» **CHALLENGE**:
Your task is to filter the data below down to the lines holding "components".

» **Front-end source files**:
○ ○ ○ ○

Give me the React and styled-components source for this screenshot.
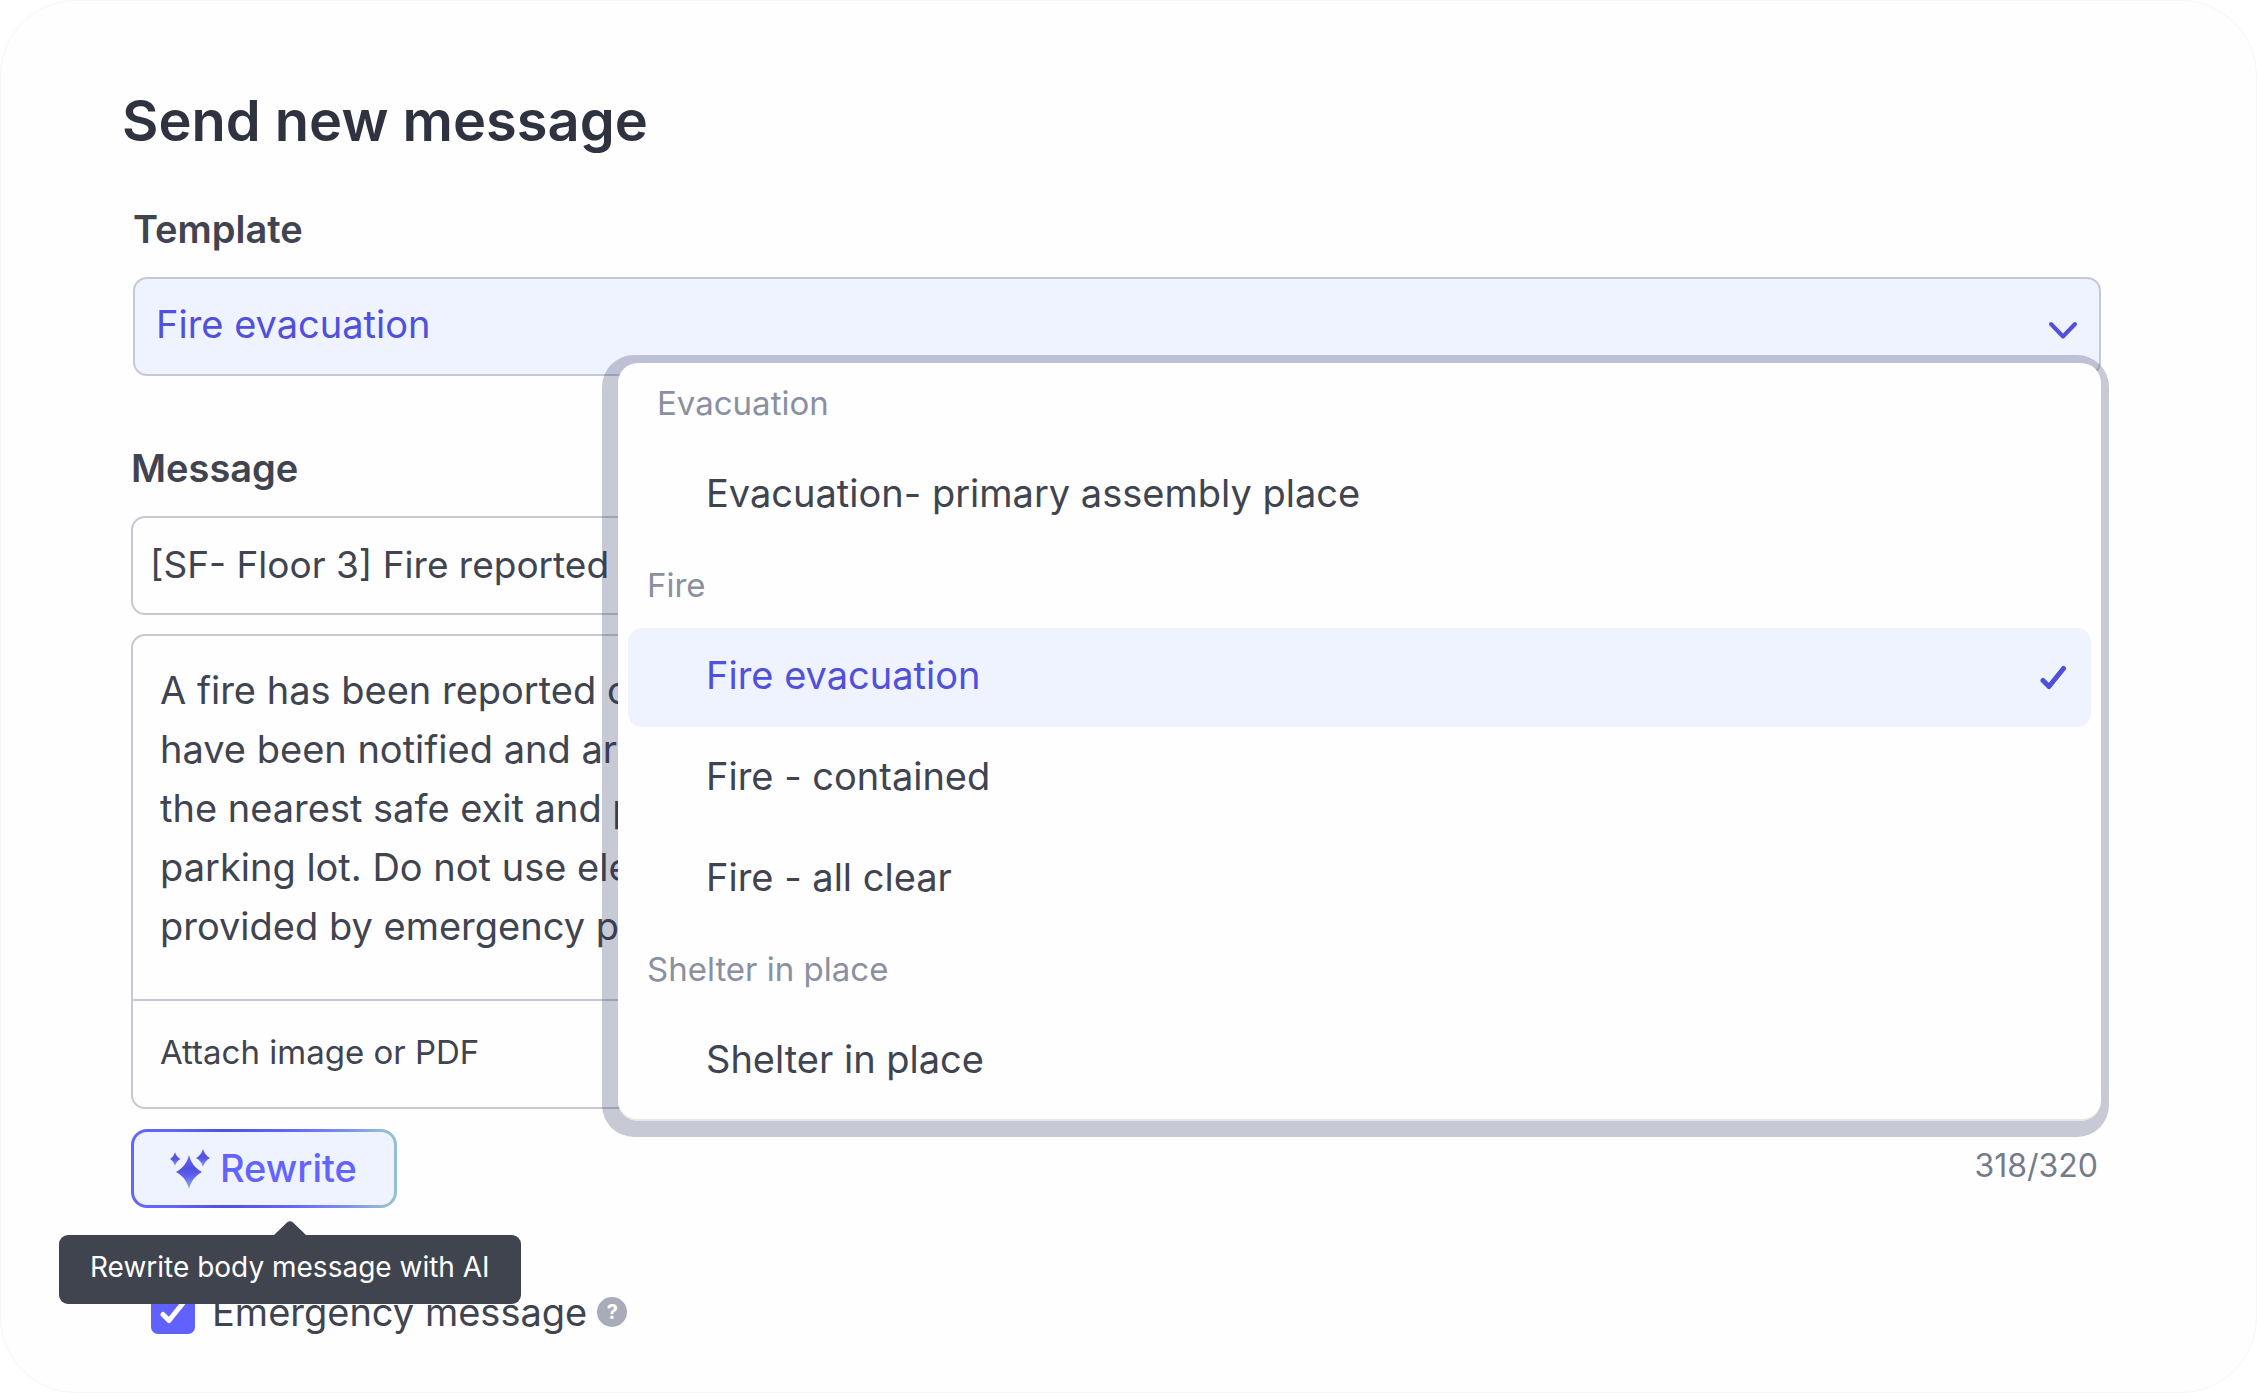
import { useState } from "react";
import styled, { createGlobalStyle } from "styled-components";

const GlobalStyle = createGlobalStyle`
  * {
    box-sizing: border-box;
  }
  body {
    margin: 0;
    background-color: #fff;
    color: #404450;
    font-family: Inter, "Liberation Sans", sans-serif;
    font-size: 38px;
    line-height: 46px;
  }
  button, input, select, textarea {
    font: inherit;
    color: inherit;
  }
`;

const Panel = styled.main`
  min-height: 100vh;
  padding: 85px 155px 55px 121px;
  border: 1px solid #f6f6f7;
  border-radius: 76px;
  background-color: #fefefe;
`;

const Title = styled.h1`
  margin: 0 0 50px;
  font-size: 56px;
  line-height: 70px;
  font-weight: 600;
  color: #2f3340;
`;

const Form = styled.form`
  padding-left: 9px;
`;

const Label = styled.label`
  display: block;
  margin-bottom: 25px;
  font-weight: 600;
`;

const TemplateField = styled.div`
  margin: 0 0 69px 2px;
`;

const SelectWrap = styled.div`
  position: relative;
`;

const Select = styled.select`
  display: block;
  width: 100%;
  height: 99px;
  padding: 0 21px 5px;
  border: 2px solid #c6c8d2;
  border-radius: 14px;
  background-color: #eff3ff;
  color: #5050dc;
  appearance: none;
`;

const SelectArrow = styled.svg`
  position: absolute;
  top: 44px;
  right: 23px;
  width: 30px;
  height: 20px;
  pointer-events: none;
`;

const Menu = styled.div`
  position: absolute;
  z-index: 1;
  top: 86px;
  left: 485px;
  right: 0;
  display: flex;
  flex-direction: column;
  gap: 2px;
  padding: 2px 10px 8px;
  border-bottom: 2px solid #e8e8ec;
  border-radius: 20px;
  background-color: #fefefe;
  box-shadow: -4px 4px 0 12px rgba(35, 43, 88, 0.25);
`;

const Group = styled.div`
  display: flex;
  flex-direction: column;
  gap: 2px;
`;

const GroupName = styled.div`
  height: 79px;
  padding-left: ${({ $inset }) => ($inset ? 29 : 19)}px;
  font-size: 33px;
  line-height: 76px;
  color: #8a90a0;
`;

const Option = styled.button`
  display: flex;
  justify-content: space-between;
  align-items: center;
  height: 99px;
  padding: 0 24px 0 78px;
  border: none;
  border-radius: 14px;
  background-color: ${({ $active }) => ($active ? "#eff3ff" : "transparent")};
  color: ${({ $active }) => ($active ? "#5050dc" : "#404450")};
  text-align: left;
  cursor: pointer;
  span {
    padding-bottom: 6px;
  }
  svg {
    width: 28px;
    height: 26px;
  }
`;

const TextInput = styled.input`
  display: block;
  width: 100%;
  height: 99px;
  margin-bottom: 19px;
  padding: 0 17px 3px;
  border: 2px solid #c6c8d2;
  border-radius: 14px;
  background-color: transparent;
  font-size: 37px;
`;

const Editor = styled.div`
  margin-bottom: 20px;
  border: 2px solid #c6c8d2;
  border-radius: 14px;
`;

const TextArea = styled.textarea`
  display: block;
  width: 100%;
  padding: 25px 27px 43px;
  border: none;
  border-bottom: 2px solid #c6c8d2;
  background-color: transparent;
  line-height: 59px;
  resize: none;
  overflow: hidden;
`;

const Attach = styled.button`
  display: block;
  height: 106px;
  padding: 0 27px 5px;
  border: none;
  background-color: transparent;
  font-size: 33px;
  cursor: pointer;
`;

const Actions = styled.div`
  display: flex;
  justify-content: space-between;
  margin-bottom: 81px;
`;

const RewriteWrap = styled.div`
  position: relative;
`;

const RewriteButton = styled.button`
  display: flex;
  align-items: center;
  gap: 8px;
  height: 79px;
  padding: 0 37px 2px 36px;
  border: 3px solid transparent;
  border-radius: 16px;
  background:
    linear-gradient(#eff3ff, #eff3ff) padding-box,
    linear-gradient(90deg, #6464ff 15%, #5050dc 35%, #6464ff 60%, #7b93ee 82%, #96bfd2 96%) border-box;
  color: #6363ff;
  font-weight: 500;
  cursor: pointer;
  svg {
    width: 42px;
    height: 42px;
  }
`;

const Tooltip = styled.div`
  position: absolute;
  z-index: 2;
  top: 106px;
  left: -72px;
  padding: 0 31px 4px;
  border-radius: 9px;
  background-color: #40444f;
  color: #fff;
  font-size: 28px;
  line-height: 65px;
  white-space: nowrap;
  svg {
    position: absolute;
    bottom: 100%;
    left: calc(50% - 16px);
    width: 32px;
    height: 14px;
  }
`;

const Counter = styled.div`
  padding: 14px 3px 0 0;
  font-size: 32px;
  color: #757c89;
`;

const EmergencyRow = styled.div`
  display: flex;
  align-items: center;
  padding-left: 20px;
`;

const CheckboxLabel = styled.label`
  display: flex;
  align-items: center;
  gap: 17px;
`;

const CheckboxWrap = styled.span`
  position: relative;
  display: flex;
  svg {
    position: absolute;
    top: 9px;
    left: 8px;
    width: 28px;
    height: 26px;
    pointer-events: none;
  }
`;

const Checkbox = styled.input`
  width: 44px;
  height: 44px;
  margin: 0;
  border: 3px solid #6161ff;
  border-radius: 7px;
  appearance: none;
  &:checked {
    background-color: #6161ff;
  }
`;

const Help = styled.button`
  width: 30px;
  height: 30px;
  margin-left: 10px;
  padding: 0;
  border: none;
  border-radius: 50%;
  background-color: #a9acb8;
  color: #fff;
  font-size: 20px;
  font-weight: 700;
  line-height: 30px;
`;

const GROUPS = [
  { name: "Evacuation", options: ["Evacuation- primary assembly place"] },
  { name: "Fire", options: ["Fire evacuation", "Fire - contained", "Fire - all clear"] },
  { name: "Shelter in place", options: ["Shelter in place"] },
];

const BODY = [
  "A fire has been reported on",
  "have been notified and are",
  "the nearest safe exit and proceed",
  "parking lot. Do not use elevators",
  "provided by emergency personnel",
].join("\n");

const Tick = ({ color }) => (
  <svg viewBox="0 0 28 26" fill="none" aria-hidden="true">
    <path
      d="M4 15.500 L10 21.500 L24.500 3.500"
      stroke={color}
      strokeWidth="5"
      strokeLinecap="round"
      strokeLinejoin="round"
    />
  </svg>
);

const Sparkles = () => (
  <svg viewBox="0 0 42 42" aria-hidden="true">
    <defs>
      <linearGradient id="spark" x1="0" y1="0" x2="0" y2="1">
        <stop offset="0" stopColor="#6464ff" />
        <stop offset="0.4" stopColor="#5050dc" />
        <stop offset="0.62" stopColor="#6060f4" />
        <stop offset="1" stopColor="#8fb6da" />
      </linearGradient>
    </defs>
    <path
      fill="url(#spark)"
      d="M19 8 C21 16 25 21 32 25 C25 29 21 34 19 42 C17 34 13 29 6 25 C13 21 17 16 19 8Z"
    />
    <path
      fill="url(#spark)"
      d="M5 5 C6 8.500 7.500 10.500 10.500 12 C7.500 13.500 6 15.500 5 19 C4 15.500 2.500 13.500 0 12 C2.500 10.500 4 8.500 5 5Z"
    />
    <path
      fill="url(#spark)"
      d="M33 2 C34.500 6.500 36.500 9 40 11 C36.500 13 34.500 15.500 33 20 C31.500 15.500 29.500 13 26 11 C29.500 9 31.500 6.500 33 2Z"
    />
  </svg>
);

const App = () => {
  const [template, setTemplate] = useState("Fire evacuation");
  const [subject, setSubject] = useState("[SF- Floor 3] Fire reported");
  const [body, setBody] = useState(BODY);
  const [emergency, setEmergency] = useState(true);

  return (
    <>
      <GlobalStyle />
      <Panel>
        <Title>Send new message</Title>
        <Form onSubmit={(e) => e.preventDefault()}>
          <TemplateField>
            <Label htmlFor="template">Template</Label>
            <SelectWrap>
              <Select id="template" value={template} onChange={(e) => setTemplate(e.target.value)}>
                {GROUPS.map((group) => (
                  <optgroup label={group.name} key={group.name}>
                    {group.options.map((name) => (
                      <option key={name}>{name}</option>
                    ))}
                  </optgroup>
                ))}
              </Select>
              <SelectArrow viewBox="0 0 30 20" fill="none" aria-hidden="true">
                <path
                  d="M3 3 L15 15.500 L27 3"
                  stroke="#5050dc"
                  strokeWidth="4"
                  strokeLinecap="round"
                  strokeLinejoin="round"
                />
              </SelectArrow>
              <Menu role="listbox" aria-label="Template">
                {GROUPS.map((group, i) => (
                  <Group role="group" aria-label={group.name} key={group.name}>
                    <GroupName $inset={i === 0}>{group.name}</GroupName>
                    {group.options.map((name) => (
                      <Option
                        type="button"
                        role="option"
                        key={name}
                        $active={name === template}
                        aria-selected={name === template}
                        onClick={() => setTemplate(name)}
                      >
                        <span>{name}</span>
                        {name === template && <Tick color="#5050dc" />}
                      </Option>
                    ))}
                  </Group>
                ))}
              </Menu>
            </SelectWrap>
          </TemplateField>

          <Label htmlFor="subject">Message</Label>
          <TextInput id="subject" value={subject} onChange={(e) => setSubject(e.target.value)} />
          <Editor>
            <TextArea
              rows={5}
              aria-label="Message body"
              value={body}
              onChange={(e) => setBody(e.target.value)}
            />
            <Attach type="button">Attach image or PDF</Attach>
          </Editor>

          <Actions>
            <RewriteWrap>
              <RewriteButton type="button" aria-describedby="rewrite-tip">
                <Sparkles />
                Rewrite
              </RewriteButton>
              <Tooltip role="tooltip" id="rewrite-tip">
                <svg viewBox="0 0 32 14" aria-hidden="true">
                  <path d="M0 14 L13 1.500 Q16 -1 19 1.500 L32 14Z" fill="#40444f" />
                </svg>
                Rewrite body message with AI
              </Tooltip>
            </RewriteWrap>
            <Counter>318/320</Counter>
          </Actions>

          <EmergencyRow>
            <CheckboxLabel>
              <CheckboxWrap>
                <Checkbox
                  type="checkbox"
                  checked={emergency}
                  onChange={(e) => setEmergency(e.target.checked)}
                />
                {emergency && <Tick color="#fff" />}
              </CheckboxWrap>
              Emergency message
            </CheckboxLabel>
            <Help type="button">?</Help>
          </EmergencyRow>
        </Form>
      </Panel>
    </>
  );
};

export default App;
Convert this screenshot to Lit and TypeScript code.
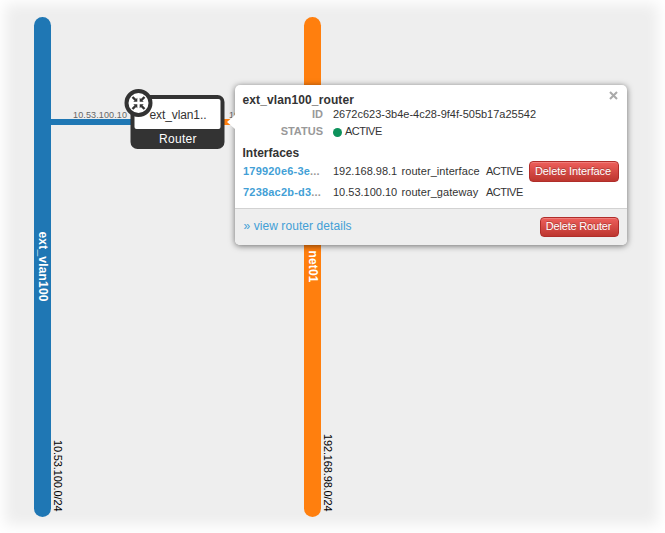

○ ○ ○ ○

» **EXERCISE RESPONSE**:
Give me the React and styled-components source for this screenshot.
import styled, { createGlobalStyle } from "styled-components";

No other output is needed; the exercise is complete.